O(N^2) – The space complexity is dominated by the adjacency list representing the bomb network. In the worst-case scenario, every bomb can potentially detonate every other bomb, resulting in an adjacency list where each of the N bombs has up to N-1 neighbors. This leads to a space requirement of O(N^2) to store all the connections. Additionally, the breadth-first search (BFS) or depth-first search (DFS) used to explore the chain reactions may use a queue or stack of size O(N) in the worst case, but this is still dominated by the O(N^2) space used for the adjacency list.
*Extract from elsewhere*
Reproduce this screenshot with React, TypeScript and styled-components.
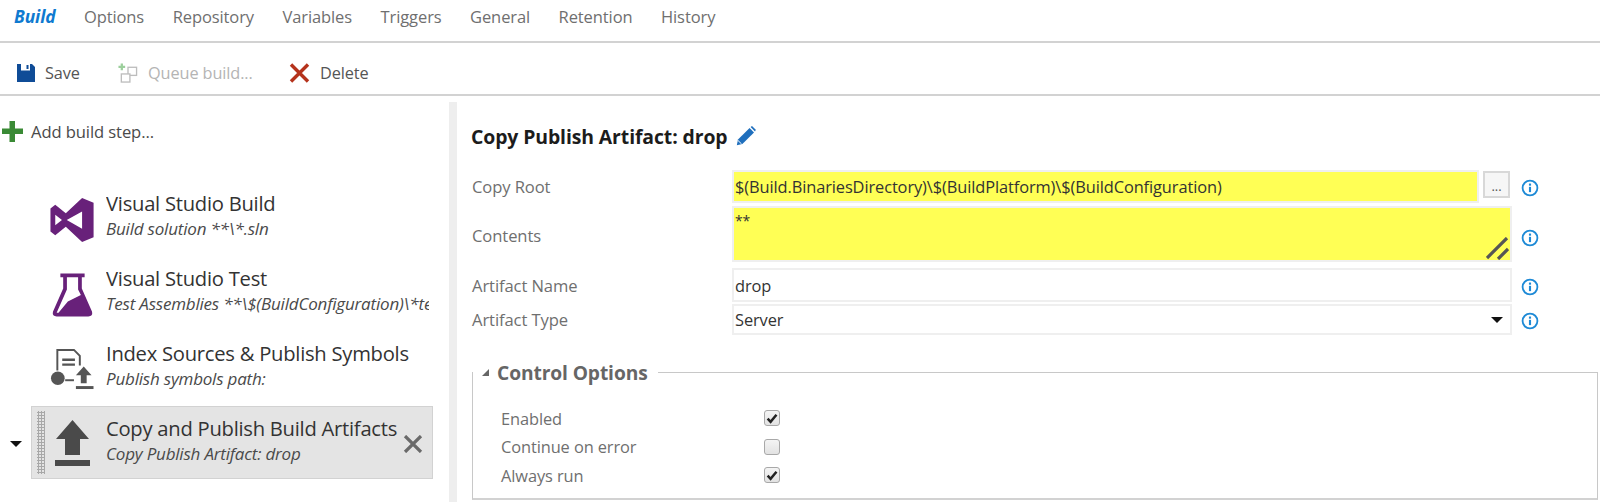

A visited array/set of size O(N) is used during the exploration of chain reactions.

Edge Cases

Case	How to Handle
Empty bombs array	Return 0 as no bombs can be detonated.
Single bomb in the array	Return 1 as detonating the single bomb will detonate one bomb.
All bombs are located at the exact same coordinates.	Detonating any bomb detonates all bombs, so return the number of bombs.
Bomb radii are very large, causing integer overflow when calculating distances	Use long data types for distance calculations to prevent integer overflow.
Bombs are arranged in a long chain, where each bomb only detonates the next bomb in the chain	The graph traversal must explore the full depth of the chain to count all bombs.
Bombs are arranged in a dense cluster, with each bomb capable of detonating many others	The solution should efficiently track visited nodes to avoid redundant computations.
Bombs do not form any connected components	Iterate through all bombs and check if detonating each bomb yields a different number of detonations, then take the maximum.
Input array with large number of bombs (close to constraints limit)	Check for time complexity issues, which can be improved by using an efficient data structure/algorithm.